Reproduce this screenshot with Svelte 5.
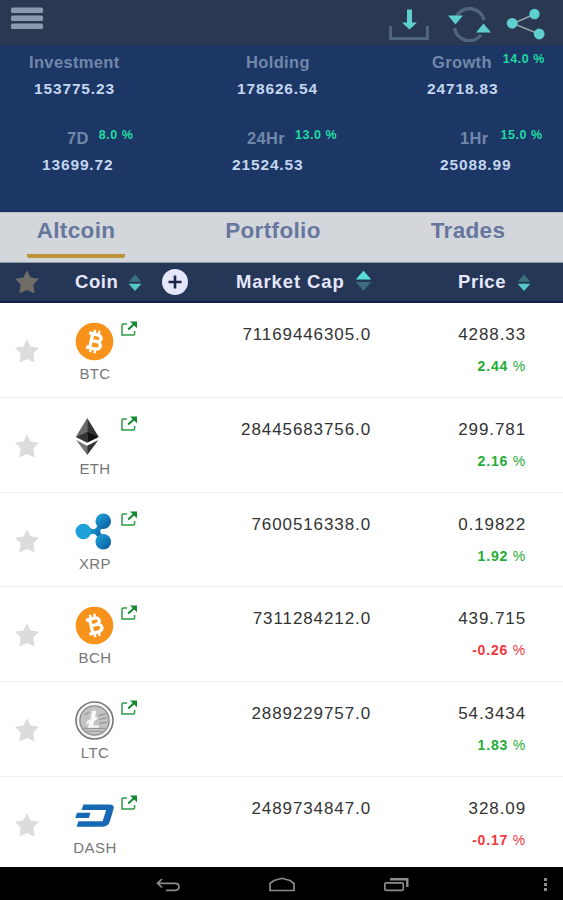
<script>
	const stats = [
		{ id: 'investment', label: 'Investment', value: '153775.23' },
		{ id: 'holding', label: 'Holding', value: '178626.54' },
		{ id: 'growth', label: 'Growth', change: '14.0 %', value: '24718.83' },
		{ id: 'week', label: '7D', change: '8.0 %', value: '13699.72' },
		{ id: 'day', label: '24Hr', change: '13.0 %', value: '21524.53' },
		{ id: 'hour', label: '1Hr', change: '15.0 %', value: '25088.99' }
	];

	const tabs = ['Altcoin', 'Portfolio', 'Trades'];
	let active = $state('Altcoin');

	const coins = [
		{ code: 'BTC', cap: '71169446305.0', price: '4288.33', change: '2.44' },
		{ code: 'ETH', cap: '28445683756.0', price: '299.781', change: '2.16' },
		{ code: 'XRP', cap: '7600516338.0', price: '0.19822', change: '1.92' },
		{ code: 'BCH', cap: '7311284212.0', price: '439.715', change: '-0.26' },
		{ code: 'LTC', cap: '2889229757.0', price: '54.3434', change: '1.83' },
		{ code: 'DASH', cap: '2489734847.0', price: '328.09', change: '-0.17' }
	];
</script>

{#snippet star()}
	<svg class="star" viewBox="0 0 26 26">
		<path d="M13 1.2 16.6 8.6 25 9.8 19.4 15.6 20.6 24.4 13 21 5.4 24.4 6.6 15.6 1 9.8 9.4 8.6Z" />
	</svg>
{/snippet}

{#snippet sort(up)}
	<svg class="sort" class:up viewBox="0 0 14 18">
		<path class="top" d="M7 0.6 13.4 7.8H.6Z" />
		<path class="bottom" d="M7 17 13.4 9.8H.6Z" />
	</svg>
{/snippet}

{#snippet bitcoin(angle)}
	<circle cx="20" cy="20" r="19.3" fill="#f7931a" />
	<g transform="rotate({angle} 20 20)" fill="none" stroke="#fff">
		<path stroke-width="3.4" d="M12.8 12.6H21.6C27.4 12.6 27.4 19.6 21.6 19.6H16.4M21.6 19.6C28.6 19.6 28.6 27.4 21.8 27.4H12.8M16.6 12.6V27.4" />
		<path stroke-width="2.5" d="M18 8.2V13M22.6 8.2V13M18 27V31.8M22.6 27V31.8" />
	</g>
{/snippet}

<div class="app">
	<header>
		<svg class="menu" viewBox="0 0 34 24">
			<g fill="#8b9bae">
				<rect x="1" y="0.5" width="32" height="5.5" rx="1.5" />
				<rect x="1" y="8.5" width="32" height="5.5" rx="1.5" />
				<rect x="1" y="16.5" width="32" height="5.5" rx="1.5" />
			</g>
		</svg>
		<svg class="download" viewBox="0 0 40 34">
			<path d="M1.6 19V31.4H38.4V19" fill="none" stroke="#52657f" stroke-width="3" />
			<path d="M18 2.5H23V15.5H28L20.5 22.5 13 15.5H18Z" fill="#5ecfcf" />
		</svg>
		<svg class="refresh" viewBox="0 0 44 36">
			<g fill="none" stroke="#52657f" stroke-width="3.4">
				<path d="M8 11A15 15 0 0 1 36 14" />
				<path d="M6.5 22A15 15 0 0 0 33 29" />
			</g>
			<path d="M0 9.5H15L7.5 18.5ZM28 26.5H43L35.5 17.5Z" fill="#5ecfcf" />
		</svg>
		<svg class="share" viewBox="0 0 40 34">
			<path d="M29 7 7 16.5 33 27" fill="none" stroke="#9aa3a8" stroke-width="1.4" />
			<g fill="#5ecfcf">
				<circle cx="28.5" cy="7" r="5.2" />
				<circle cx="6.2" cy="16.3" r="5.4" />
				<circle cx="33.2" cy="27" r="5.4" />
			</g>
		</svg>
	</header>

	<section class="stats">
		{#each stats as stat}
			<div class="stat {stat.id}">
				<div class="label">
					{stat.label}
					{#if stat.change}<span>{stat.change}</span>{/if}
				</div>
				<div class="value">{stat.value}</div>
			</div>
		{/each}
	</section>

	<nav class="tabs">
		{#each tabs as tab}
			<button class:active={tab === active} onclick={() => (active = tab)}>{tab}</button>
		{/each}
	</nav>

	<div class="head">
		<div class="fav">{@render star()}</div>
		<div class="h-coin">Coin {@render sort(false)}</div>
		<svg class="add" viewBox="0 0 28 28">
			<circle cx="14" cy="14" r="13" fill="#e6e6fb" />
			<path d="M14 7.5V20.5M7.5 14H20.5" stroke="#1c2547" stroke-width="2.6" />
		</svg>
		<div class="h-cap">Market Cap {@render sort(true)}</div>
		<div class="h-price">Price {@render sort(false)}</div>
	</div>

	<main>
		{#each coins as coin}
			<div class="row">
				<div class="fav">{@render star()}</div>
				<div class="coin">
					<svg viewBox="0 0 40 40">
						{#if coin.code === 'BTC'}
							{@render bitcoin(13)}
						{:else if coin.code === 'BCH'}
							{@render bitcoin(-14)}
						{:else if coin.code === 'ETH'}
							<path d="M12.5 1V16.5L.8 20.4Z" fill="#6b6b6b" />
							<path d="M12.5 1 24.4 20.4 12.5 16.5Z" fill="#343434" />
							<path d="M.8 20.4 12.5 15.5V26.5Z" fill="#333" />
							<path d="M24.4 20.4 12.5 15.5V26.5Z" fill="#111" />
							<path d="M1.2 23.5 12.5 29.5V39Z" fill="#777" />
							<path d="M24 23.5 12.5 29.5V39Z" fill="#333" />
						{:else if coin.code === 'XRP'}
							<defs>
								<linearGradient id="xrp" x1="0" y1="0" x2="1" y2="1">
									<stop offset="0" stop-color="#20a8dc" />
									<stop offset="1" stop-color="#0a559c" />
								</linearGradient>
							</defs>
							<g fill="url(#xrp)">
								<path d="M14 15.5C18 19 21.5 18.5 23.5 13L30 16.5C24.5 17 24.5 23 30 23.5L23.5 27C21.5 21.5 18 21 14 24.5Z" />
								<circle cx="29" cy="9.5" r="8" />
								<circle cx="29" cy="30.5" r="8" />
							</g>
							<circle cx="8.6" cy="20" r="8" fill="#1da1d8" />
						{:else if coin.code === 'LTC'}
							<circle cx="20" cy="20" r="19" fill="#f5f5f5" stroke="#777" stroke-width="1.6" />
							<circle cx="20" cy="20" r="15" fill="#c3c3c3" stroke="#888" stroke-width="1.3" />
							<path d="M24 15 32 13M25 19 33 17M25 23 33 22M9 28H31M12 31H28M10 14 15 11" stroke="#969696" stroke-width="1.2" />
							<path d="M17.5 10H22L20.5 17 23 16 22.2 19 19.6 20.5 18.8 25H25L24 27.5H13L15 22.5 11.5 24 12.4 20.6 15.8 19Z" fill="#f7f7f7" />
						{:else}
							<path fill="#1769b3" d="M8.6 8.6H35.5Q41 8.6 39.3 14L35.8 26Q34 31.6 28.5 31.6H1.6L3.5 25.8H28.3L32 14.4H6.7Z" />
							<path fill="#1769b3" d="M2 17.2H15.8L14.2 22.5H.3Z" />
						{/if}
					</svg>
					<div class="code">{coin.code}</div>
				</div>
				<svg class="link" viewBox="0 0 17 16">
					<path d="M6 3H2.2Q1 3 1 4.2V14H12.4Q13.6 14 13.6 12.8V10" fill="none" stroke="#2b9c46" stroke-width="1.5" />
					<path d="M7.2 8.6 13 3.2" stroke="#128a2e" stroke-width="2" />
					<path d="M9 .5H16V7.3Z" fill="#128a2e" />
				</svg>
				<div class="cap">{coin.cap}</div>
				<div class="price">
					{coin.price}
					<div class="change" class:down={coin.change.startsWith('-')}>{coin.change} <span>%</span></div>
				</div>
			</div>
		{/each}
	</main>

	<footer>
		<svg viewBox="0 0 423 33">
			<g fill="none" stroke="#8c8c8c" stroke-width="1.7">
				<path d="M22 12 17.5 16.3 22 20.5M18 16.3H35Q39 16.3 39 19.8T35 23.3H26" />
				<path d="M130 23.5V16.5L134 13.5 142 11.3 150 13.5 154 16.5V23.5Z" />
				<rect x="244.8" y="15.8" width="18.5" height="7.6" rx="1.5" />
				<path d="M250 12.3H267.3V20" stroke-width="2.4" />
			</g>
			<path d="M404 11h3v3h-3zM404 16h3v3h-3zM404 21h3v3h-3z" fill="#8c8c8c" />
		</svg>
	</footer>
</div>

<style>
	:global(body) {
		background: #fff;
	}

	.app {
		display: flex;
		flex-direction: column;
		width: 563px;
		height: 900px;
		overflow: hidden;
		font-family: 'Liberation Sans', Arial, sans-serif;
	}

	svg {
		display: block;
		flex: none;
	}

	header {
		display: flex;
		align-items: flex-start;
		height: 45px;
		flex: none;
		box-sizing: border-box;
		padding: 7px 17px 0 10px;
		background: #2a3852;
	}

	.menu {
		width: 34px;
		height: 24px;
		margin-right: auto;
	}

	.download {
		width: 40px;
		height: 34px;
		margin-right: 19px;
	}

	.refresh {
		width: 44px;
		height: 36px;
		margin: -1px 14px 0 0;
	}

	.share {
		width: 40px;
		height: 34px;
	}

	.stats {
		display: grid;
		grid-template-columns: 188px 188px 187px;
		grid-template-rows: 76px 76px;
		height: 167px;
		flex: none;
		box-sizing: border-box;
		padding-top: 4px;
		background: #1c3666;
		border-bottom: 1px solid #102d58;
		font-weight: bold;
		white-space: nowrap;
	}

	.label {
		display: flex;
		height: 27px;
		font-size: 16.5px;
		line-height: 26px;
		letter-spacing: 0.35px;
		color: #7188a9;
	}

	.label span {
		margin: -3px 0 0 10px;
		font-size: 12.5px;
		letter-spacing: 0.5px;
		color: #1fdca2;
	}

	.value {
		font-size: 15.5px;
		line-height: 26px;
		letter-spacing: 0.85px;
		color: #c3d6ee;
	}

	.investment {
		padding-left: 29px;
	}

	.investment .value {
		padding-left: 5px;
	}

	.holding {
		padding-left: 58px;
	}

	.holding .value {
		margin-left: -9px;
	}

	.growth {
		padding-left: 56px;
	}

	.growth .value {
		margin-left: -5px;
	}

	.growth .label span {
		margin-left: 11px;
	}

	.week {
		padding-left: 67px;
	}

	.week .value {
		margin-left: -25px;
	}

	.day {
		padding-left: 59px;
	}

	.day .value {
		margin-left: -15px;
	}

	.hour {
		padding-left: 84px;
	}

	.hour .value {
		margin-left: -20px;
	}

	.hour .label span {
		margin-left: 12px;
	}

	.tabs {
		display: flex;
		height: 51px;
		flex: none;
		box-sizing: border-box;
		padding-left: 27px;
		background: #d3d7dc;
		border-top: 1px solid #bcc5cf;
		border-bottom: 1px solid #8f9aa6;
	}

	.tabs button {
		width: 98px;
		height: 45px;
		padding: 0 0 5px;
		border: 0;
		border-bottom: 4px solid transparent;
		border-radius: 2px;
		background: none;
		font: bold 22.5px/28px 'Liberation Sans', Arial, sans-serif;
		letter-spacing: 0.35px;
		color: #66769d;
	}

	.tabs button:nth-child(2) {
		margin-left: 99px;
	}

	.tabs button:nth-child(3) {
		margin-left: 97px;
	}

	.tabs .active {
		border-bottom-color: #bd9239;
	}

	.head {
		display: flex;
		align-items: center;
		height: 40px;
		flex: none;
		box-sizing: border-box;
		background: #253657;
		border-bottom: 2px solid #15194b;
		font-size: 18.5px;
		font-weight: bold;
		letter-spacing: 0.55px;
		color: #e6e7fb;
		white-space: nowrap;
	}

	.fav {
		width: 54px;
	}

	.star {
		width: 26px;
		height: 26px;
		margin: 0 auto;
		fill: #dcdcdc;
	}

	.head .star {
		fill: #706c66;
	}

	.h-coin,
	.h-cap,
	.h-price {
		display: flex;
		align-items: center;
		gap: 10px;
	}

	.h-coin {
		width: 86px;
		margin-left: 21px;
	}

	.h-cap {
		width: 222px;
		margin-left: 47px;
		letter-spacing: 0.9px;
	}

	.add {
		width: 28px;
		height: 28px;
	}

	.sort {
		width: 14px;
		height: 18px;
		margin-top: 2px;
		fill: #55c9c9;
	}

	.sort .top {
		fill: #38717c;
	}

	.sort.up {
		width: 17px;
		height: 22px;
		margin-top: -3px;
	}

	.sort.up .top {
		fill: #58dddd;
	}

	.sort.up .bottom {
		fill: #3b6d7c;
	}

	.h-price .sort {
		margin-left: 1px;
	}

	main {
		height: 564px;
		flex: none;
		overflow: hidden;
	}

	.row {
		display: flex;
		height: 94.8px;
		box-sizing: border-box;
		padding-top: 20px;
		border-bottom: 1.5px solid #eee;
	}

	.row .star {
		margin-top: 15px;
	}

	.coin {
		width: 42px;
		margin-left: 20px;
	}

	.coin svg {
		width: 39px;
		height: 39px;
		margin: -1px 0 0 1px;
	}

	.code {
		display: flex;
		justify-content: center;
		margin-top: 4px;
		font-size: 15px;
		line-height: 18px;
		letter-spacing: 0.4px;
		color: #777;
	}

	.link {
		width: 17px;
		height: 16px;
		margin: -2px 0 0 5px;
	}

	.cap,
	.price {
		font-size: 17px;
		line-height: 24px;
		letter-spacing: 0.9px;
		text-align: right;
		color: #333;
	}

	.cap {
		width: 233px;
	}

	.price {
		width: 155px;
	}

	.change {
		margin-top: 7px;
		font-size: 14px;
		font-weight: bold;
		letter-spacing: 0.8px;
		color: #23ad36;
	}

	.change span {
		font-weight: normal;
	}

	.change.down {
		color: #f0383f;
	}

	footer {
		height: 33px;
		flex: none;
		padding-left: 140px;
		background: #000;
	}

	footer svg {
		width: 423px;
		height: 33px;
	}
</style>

▶ Challenge:
From the first line of the listing above, repeat every line through the one holding "let active = $state('Altcoin');". Both ends count, and pictures stay out.

▶ Problem solution:
Reproduce this screenshot with Svelte 5.
<script>
	const stats = [
		{ id: 'investment', label: 'Investment', value: '153775.23' },
		{ id: 'holding', label: 'Holding', value: '178626.54' },
		{ id: 'growth', label: 'Growth', change: '14.0 %', value: '24718.83' },
		{ id: 'week', label: '7D', change: '8.0 %', value: '13699.72' },
		{ id: 'day', label: '24Hr', change: '13.0 %', value: '21524.53' },
		{ id: 'hour', label: '1Hr', change: '15.0 %', value: '25088.99' }
	];

	const tabs = ['Altcoin', 'Portfolio', 'Trades'];
	let active = $state('Altcoin');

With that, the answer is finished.